The author is demonstrating how you might derive the Euler-Lagrange equation by minimising the action at a certain point. He substitutes a point $x_8$ into the lagrangian and then differentiates the action with respect to $x_8$. I can't understand how this is done.
1 Answers
The book you are showing pictures of is 'The theoretical Minimum', by Leonard Susskind and George Hrabobsky.
The book is based on the series of lectures by Susskind on classical mechanice; Hrabovskiy reworked the content to bookform.
Deriving the Euler-Lagrange equation in that way is possible, but my impression is that the execution by Susskind and Hrabovsky is not up to scratch.
I recommend that you skip the derivation by Susskind and Hrabosky, and that instead you absorb the following derivation by Preetum Nakkiran:
Geometric derivation of the Euler-Lagrange equation
The underlying idea of that approach to deriving the Euler-Lagrange equation is described in an answer I posted in 2021, about Hamilton's stationary action
The total time interval is divided in equal sub-intervals.
For the derivation the sub-intervals are grouped in pairs, described by a trio of three consequtive points, in the following pattern:
$t_1, t_2, t_3$
$t_2, t_3, t_4$
$t_3, t_4, t_5$
And so on, until the last point of the total time interval.
The derivation is set up such that is generic for any trio out of the sets in the total time interval. That means that the resulting relation is valid for all points along the total time interval concurrently. The derivation is not for a single point; it is for all points along the total interval concurrently.

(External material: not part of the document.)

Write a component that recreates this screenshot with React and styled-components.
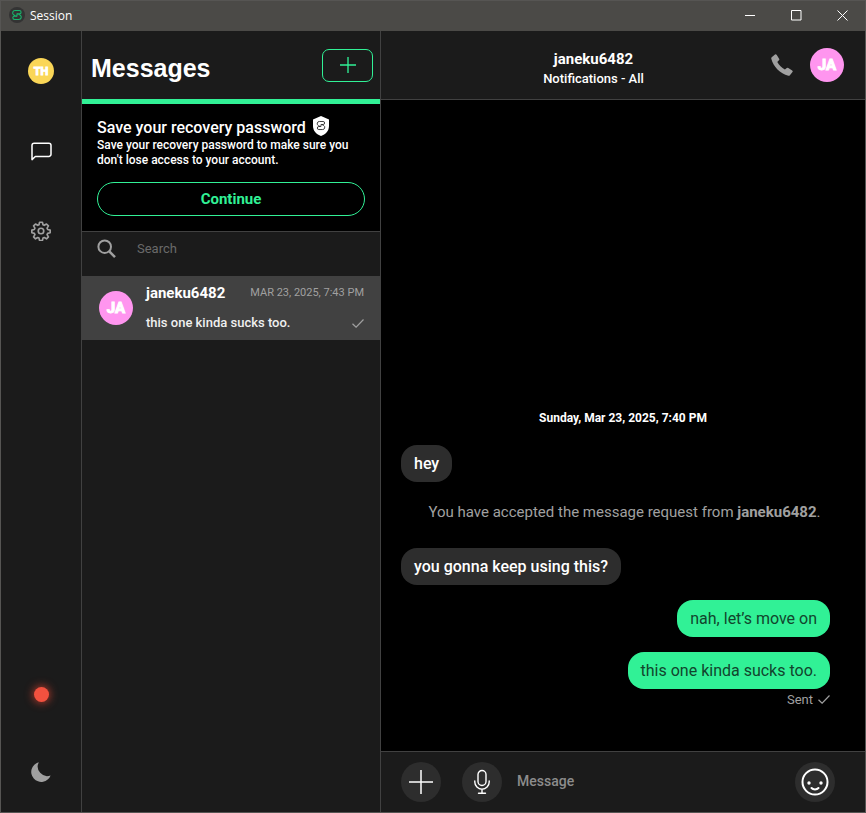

The finalizing step is analogous to the finalizing step of differential calculus: the expression is taken to the limit of subdivision into infintitesimally small subsections.
The point is: the Euler-Lagrange equation is a differential equation. The usual approach is to derive it by application of integration by parts. But the end result of that process is a differential equation, therefore it must be posssible to derive the Euler-Lagrange equation using differential reasoning only. And indeed that is the case: the Euler-Lagrange equation can be derived using differential reasoning only.
Let me address the following:
why do I think the derivation by Susskind and Hrabovski is not up to standards?
Some months ago, on another forum, I answered a question about that derivation. That question was very specific: a mismatch between two equations that were supposed to be consequtive steps in the derivation.
I wrote there:
Very often when an author is trying to work out a derivation the author is working from both ends. That is, the author is also taking the goal of the intended derivation, working back from that to what the derivation is supposed to be starting from.
Metaphorically: when a tunnel is dug the work is started from both ends, and beforehand you don't know which side will progress the fastest. You don't know beforehand where you will meet.
My best guess is that the transition you are asking about is where Susskind and Hrabovsky had to figure out how to make ends meet, coming in from opposite directions. Well, there's a gap.
I'm not motivated to go back into the book. That is why I recommend the derivation by Preetum Nakkiran.